Concerning the modern concept of ‘belief’, see my post
Is Religious Belief About Facts Outside Us, Or Realities Within?
Counter-Reformation also took place within the monastic and mystical traditions. Teresa of Ávila (1515–82) was a noble and a social celebrity in her home province. She felt called to monastic life and became a Carmelite. She was prominent among a group known as the Spanish Mystics, who sought to reform and restructure the church, and especially, to renew it spiritually. She founded an offshoot of the Carmelite order dedicated to poverty and a life of prayer and meditation. This ‘shoeless’ order of Carmelites found its roots in the eremitic tradition of the Desert Fathers and Mothers. Teresa’s written works are now classics of Christian mysticism and meditation practice, and they continue to attract the attention of Christians interested in contemplative practices.

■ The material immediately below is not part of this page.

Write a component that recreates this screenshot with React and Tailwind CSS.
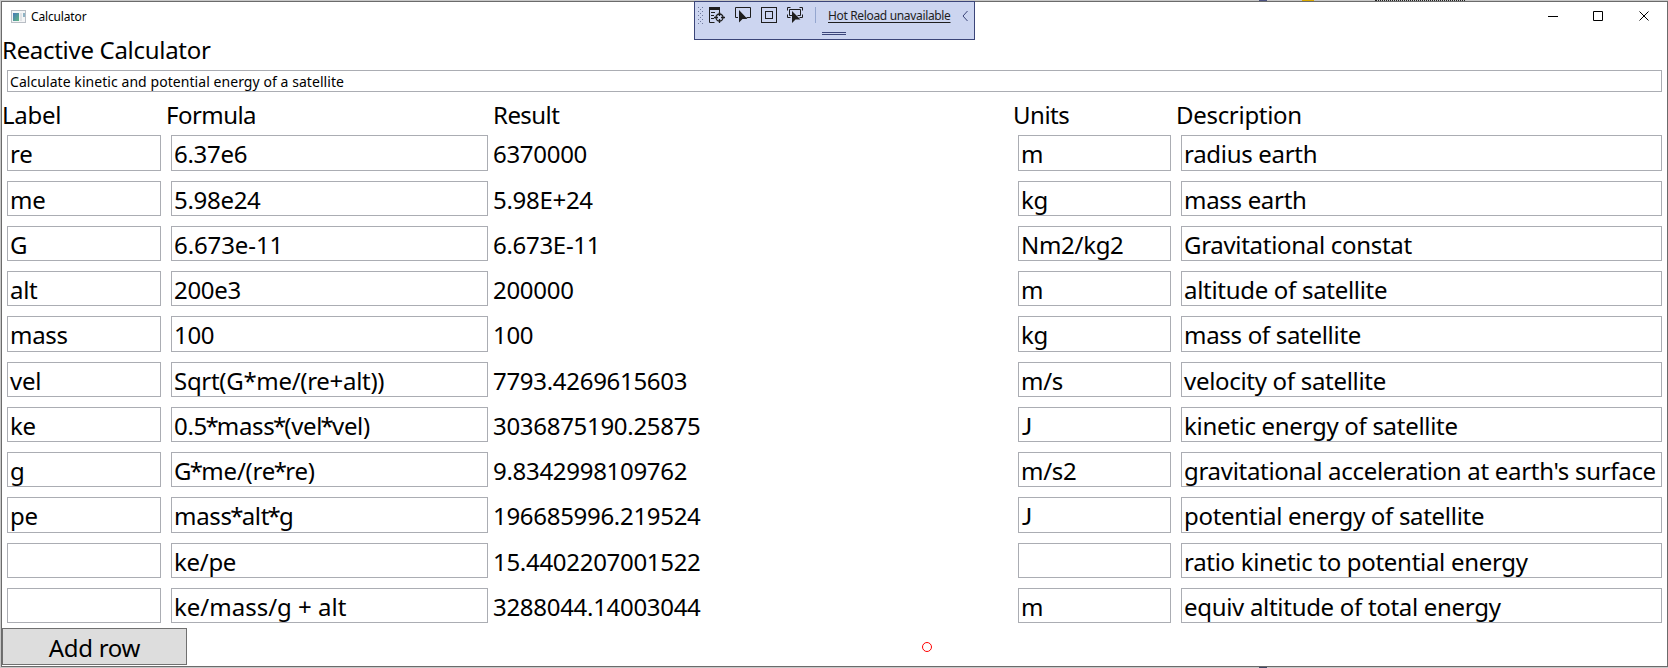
const rows = [
  ["re", "6.37e6", "6370000", "m", "radius earth", "h-[46px] pb-px", ""],
  ["me", "5.98e24", "5.98E+24", "kg", "mass earth", "h-[45px]", ""],
  ["G", "6.673e-11", "6.673E-11", "Nm2/kg2", "Gravitational constat", "h-[45px]", "tracking-[-0.1px]"],
  ["alt", "200e3", "200000", "m", "altitude of satellite", "h-[45px]", ""],
  ["mass", "100", "100", "kg", "mass of satellite", "h-[46px]", ""],
  ["vel", "Sqrt(G*me/(re+alt))", "7793.4269615603", "m/s", "velocity of satellite", "h-[45px]", ""],
  ["ke", "0.5*mass*(vel*vel)", "3036875190.25875", "J", "kinetic energy of satellite", "h-[45px]", "tracking-[-0.33px]"],
  ["g", "G*me/(re*re)", "9.8342998109762", "m/s2", "gravitational acceleration at earth's surface", "h-[45px]", "tracking-[-0.2px]"],
  ["pe", "mass*alt*g", "196685996.219524", "J", "potential energy of satellite", "h-[46px]", ""],
  ["", "ke/pe", "15.4402207001522", "", "ratio kinetic to potential energy", "h-[45px]", ""],
  ["", "ke/mass/g + alt", "3288044.14003044", "m", "equiv altitude of total energy", "h-[45px]", "tracking-[0px]"],
];

const columns = "grid grid-cols-[164px_327px_520px_163px_491px]";

function Cell({ children, height }) {
  return (
    <div className="flex p-[5px]">
      <div className="flex flex-1 items-start border border-[#abadb3] pl-[2px] pt-[6px] leading-6">
        {children}
      </div>
    </div>
  );
}

function Formula({ text, tracking }) {
  return (
    <span className={`whitespace-pre ${tracking || "tracking-[-0.3px]"}`}>
      {text.split("*").map((part, i) => (
        <span key={i}>
          {i > 0 && <span className={text.startsWith("Sqrt") ? "" : "-mx-[1.500px]"}>*</span>}
          {part}
        </span>
      ))}
    </span>
  );
}

function AppIcon() {
  return (
    <svg width="16" height="14" viewBox="0 0 16 14" shapeRendering="crispEdges">
      <defs>
        <linearGradient id="pane" x1="0" y1="0" x2="1" y2="1">
          <stop offset="0" stopColor="#4678b8" />
          <stop offset="1" stopColor="#62b883" />
        </linearGradient>
      </defs>
      <rect x="1.5" y="0.5" width="14" height="12" fill="#f4f5f6" stroke="#b9bec5" />
      <rect x="3" y="3" width="6" height="8" fill="url(#pane)" />
      <rect x="10" y="3" width="2" height="8" fill="#e1e3e6" />
      <rect x="13" y="3" width="2" height="4" fill="#8fb3c4" />
    </svg>
  );
}

function Toolbar() {
  return (
    <div className="absolute left-[694px] top-[1px] flex h-[39px] w-[281px] flex-col border border-[#3b4579] bg-[#ccd5f0]">
      <svg width="279" height="37" viewBox="695 2 279 37" className="absolute left-0 top-0" fill="none" stroke="#1e1e1e">
        <g stroke="none" fill="#6f7a9f">
          {[7, 11, 15, 19, 23].map((y) => (
            <g key={y}>
              <rect x="698" y={y} width="1" height="1" />
              <rect x="702" y={y} width="1" height="1" />
              {y < 23 && <rect x="700" y={y + 2} width="1" height="1" />}
            </g>
          ))}
        </g>
        <path d="M709 8.500h11" strokeWidth="3" />
        <path d="M709.500 8v14.500h5M719.500 9v3M711 12.500h4M711 15.500h3M711 18.500h3" />
        <circle cx="719.500" cy="17.500" r="3.500" strokeWidth="1.300" />
        <path d="M719.500 12v4M719.500 19v4M714 17.500h4M721 17.500h4" strokeWidth="1.300" />
        <path d="M738 17.500h-2.500v-10h15v10h-4" />
        <path d="M739 10v12.500l3.500-3.500h5z" fill="#1e1e1e" stroke="none" />
        <rect x="761.500" y="7.500" width="15" height="15" />
        <rect x="765.500" y="11.500" width="7" height="7" />
        <path d="M787.500 10.500v-3h3M799.500 7.500h3v3M787.500 14.500v3h3M802.500 14.500v3h-3" />
        <path d="M792 15.500h-2.500v-6h11v6h-3" />
        <path d="M792 11v12l3.500-3.500h5z" fill="#1e1e1e" stroke="none" />
        <path d="M815.500 7v16" stroke="#94a6cf" />
        <path d="M967.500 11l-4.500 5 4.500 5" stroke="#3b4579" />
        <path d="M822 32.500h24M822 34.500h24" stroke="#3b4579" />
      </svg>
      <span className="ml-[133px] mt-[6px] self-start whitespace-nowrap text-[12px] leading-4 tracking-[-0.34px] text-[#1e1e1e] underline underline-offset-2">
        Hot Reload unavailable
      </span>
    </div>
  );
}

export default function App() {
  return (
    <div className="relative h-[668px] w-[1668px] overflow-hidden bg-[#c8c8c8] pl-px pt-px font-['Noto_Sans','Open_Sans',sans-serif] text-[24px] tracking-[-0.3px] text-black">
      <div className="absolute left-[1259px] top-0 h-px w-2 bg-[#4b5180]" />
      <div className="absolute left-[1302px] top-0 h-px w-3 bg-[#d9a900]" />
      <div className="absolute left-[1375px] top-0 h-px w-[90px] border-t border-dotted border-[#222222]" />
      <div className="absolute bottom-0 left-[1259px] h-px w-2 bg-[#3f4763]" />
      <div className="flex h-[666px] w-[1667px] flex-col border border-[#6b6b6b] bg-white">
        <header className="flex h-[29px] items-center pl-2">
          <AppIcon />
          <span className="ml-[5px] flex-1 text-[12px] leading-4 tracking-[-0.15px]">Calculator</span>
          <svg width="115" height="12" viewBox="0 0 115 12" className="mb-[2px] mr-[4px]" fill="none" stroke="#000">
            <path d="M0 6.500h10M45.500 1.500h9v9h-9z" />
            <path d="M91.500 1.500l9 9M100.500 1.500l-9 9" />
          </svg>
        </header>
        <h1 className="h-[34px] leading-[38px]">Reactive Calculator</h1>
        <div className="mx-[5px] mb-[7px] mt-[5px] flex h-[22px] items-center border border-[#abadb3] pl-[2px] text-[14px] tracking-[0.06px]">
          Calculate kinetic and potential energy of a satellite
        </div>
        <div className={`${columns} h-[31px] leading-[32px]`}>
          <span>Label</span>
          <span className="tracking-[-0.55px]">Formula</span>
          <span className="tracking-[-0.55px]">Result</span>
          <span className="tracking-[-0.5px]">Units</span>
          <span>Description</span>
        </div>
        {rows.map(([label, formula, result, units, description, height, tracking]) => (
          <div key={result} className={`${columns} ${height.split(" ")[0]} whitespace-nowrap`}>
            <Cell>{label}</Cell>
            <Cell>
              <Formula text={formula} tracking={tracking} />
            </Cell>
            <span className="pt-[12px] leading-6">{result}</span>
            <Cell>
              {units === "J" ? <span className="font-['Lato'] pl-px">J</span> : units}
            </Cell>
            <Cell>{description}</Cell>
          </div>
        ))}
        <button className="flex h-[37px] w-[185px] items-center justify-center border border-[#707070] bg-[#dddddd] pt-[3px] leading-none">
          Add row
        </button>
      </div>
      <Toolbar />
      <div className="absolute left-[922px] top-[642px] size-[10px] rounded-full border border-[#ff0000]" />
    </div>
  );
}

Teresa was an elder mentor to John of the Cross (1542–91), a Carmelite friar from a Spanish converso family with a Jewish background. He is considered one of the foremost poets of Spanish literature. His Dark Night of the Soul (La noche oscura del alma) narrates the often-painful experiences required to attain spiritual maturity and union with God through contemplative practices. He was clearly influenced by the writings of the medieval mystics, and possibly by Pseudo-Dionysius.
For Teresa and John, mysticism should be systematic, well-understood, personally productive, and careful of the pitfalls and dangers of the interior life. This modern approach to meditation is reflected in the work of Ignatius of Loyola (1491–1556), founder of the Society of Jesus. His Spiritual Exercises (Exercitia spiritualia) provide an efficient, systematic, thirty-day retreat designed to spiritually train Jesuits for their work in the world. During the same era of the politically financed explorers, Jesuit missionaries were dispatched all over the world—Frances Xavier to Japan, Robert di Nobili to India, Matteo Ricci to China.
It should be noted that reformers, both Catholic and Protestant, also succumbed to the intolerant form of modernity that seeks to destroy what it supersedes. Catholics had their inquisitions, and Protestants trashed statues, frescoes, and other objects of beauty. Luther railed against the Pope, Turkish people, Jewish people, women, and rebellious peasants.
Protestants may have stressed the freedom to read and interpret scripture for oneself, but there was no tolerance for those who interpreted scripture in opposition to their teachings. Luther believed heretical books should be burned, and Zwingli and Calvin were prepared to execute dissidents. Monarchs found it necessary to distance themselves from squabbling religious factions, further alienating Christianity from the centers of political power. Emerging nation-states opted for uniform Catholic or Protestant identities, and then persecuted religious nonconformists as political traitors.
Protestant Christianity has retained its focus on scriptural text and teaching as the truth in and of itself, to the point that many evangelical sects now treat the Bible with such sacred regard as to make an idol of it. Relying on facile interpretations of ‘infallible’ scripture and formulaic doctrinal assertions avoids the hard work of engaging in spiritual practice and wrestling with the ineffable challenges of true spiritual growth. Christianity has a fighting chance at renewed relevance if it can take its focus off the “finger” and return it to the “moon.”